BON À SAVOIR ! La notion de destination de l'immeuble, des parties privatives et des parties communes est primordiale en matière de copropriété divise. Véritable valeur de référence entre le permis et l'interdit, elle délimite l'étendue des droits des copropriétaires et justifie ainsi les restrictions que peut imposer la déclaration de copropriété aux droits de ces derniers. Le droit d'un copropriétaire sur sa partie privative est ainsi un droit limité : il n'a pas la possibilité de modifier unilatéralement les conditions d'usage de sa partie privative telles que prévues par la déclaration de copropriété.
À RETENIR: La destination de l’immeuble ainsi que celle des parties privatives et communes est fixée notamment par l’acte constitutif de copropriété.

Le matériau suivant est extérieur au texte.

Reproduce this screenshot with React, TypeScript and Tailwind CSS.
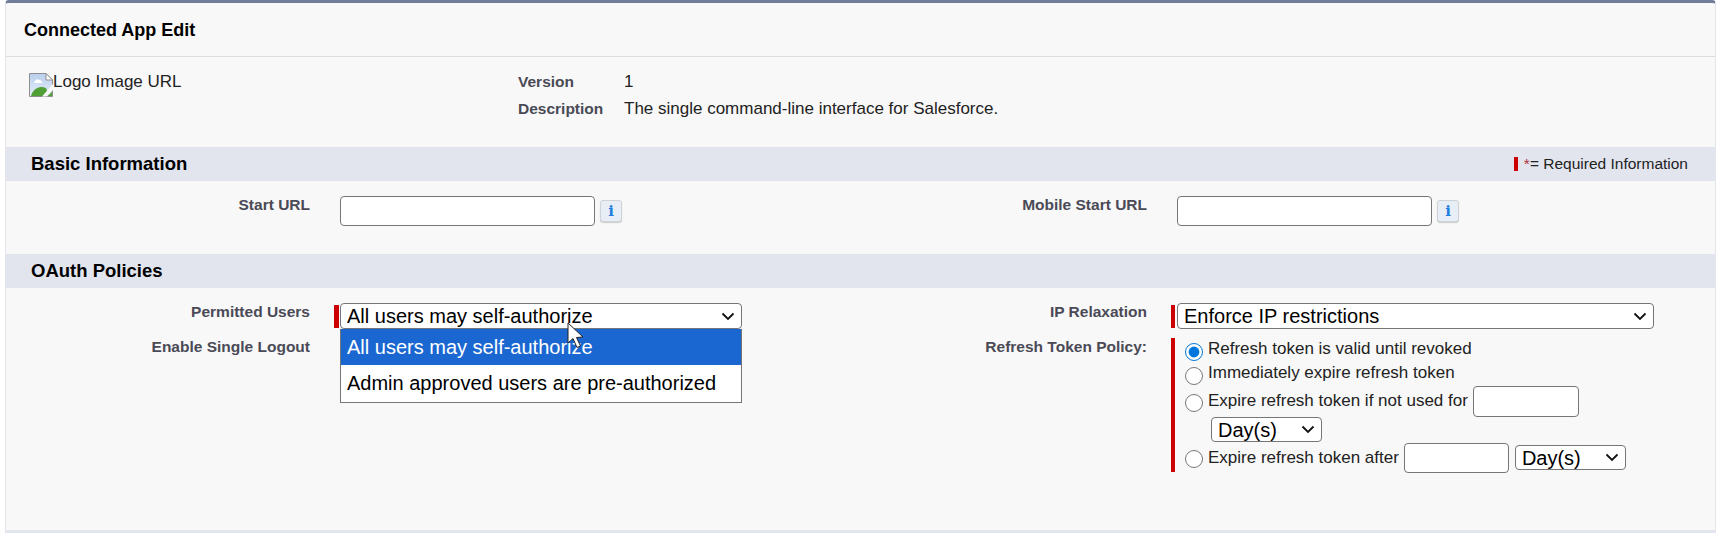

Ainsi l’immeuble peut-être « à usage exclusif d'habitation » ou encore « à usage mixte de commerce et d'habitation ».
ATTENTION ! La destination de l'immeuble peut connaître une évolution dans le temps. Celle-ci peut être parfois modifiée informellement (par exemple: abandon du service de conciergerie ou négligence dans l’entretien de l’immeuble). Il est ainsi possible que certaines clauses relatives à cette destination, interdisant certaines pratiques par exemple, tombent en désuétude et ne puissent être opposées aux copropriétaires.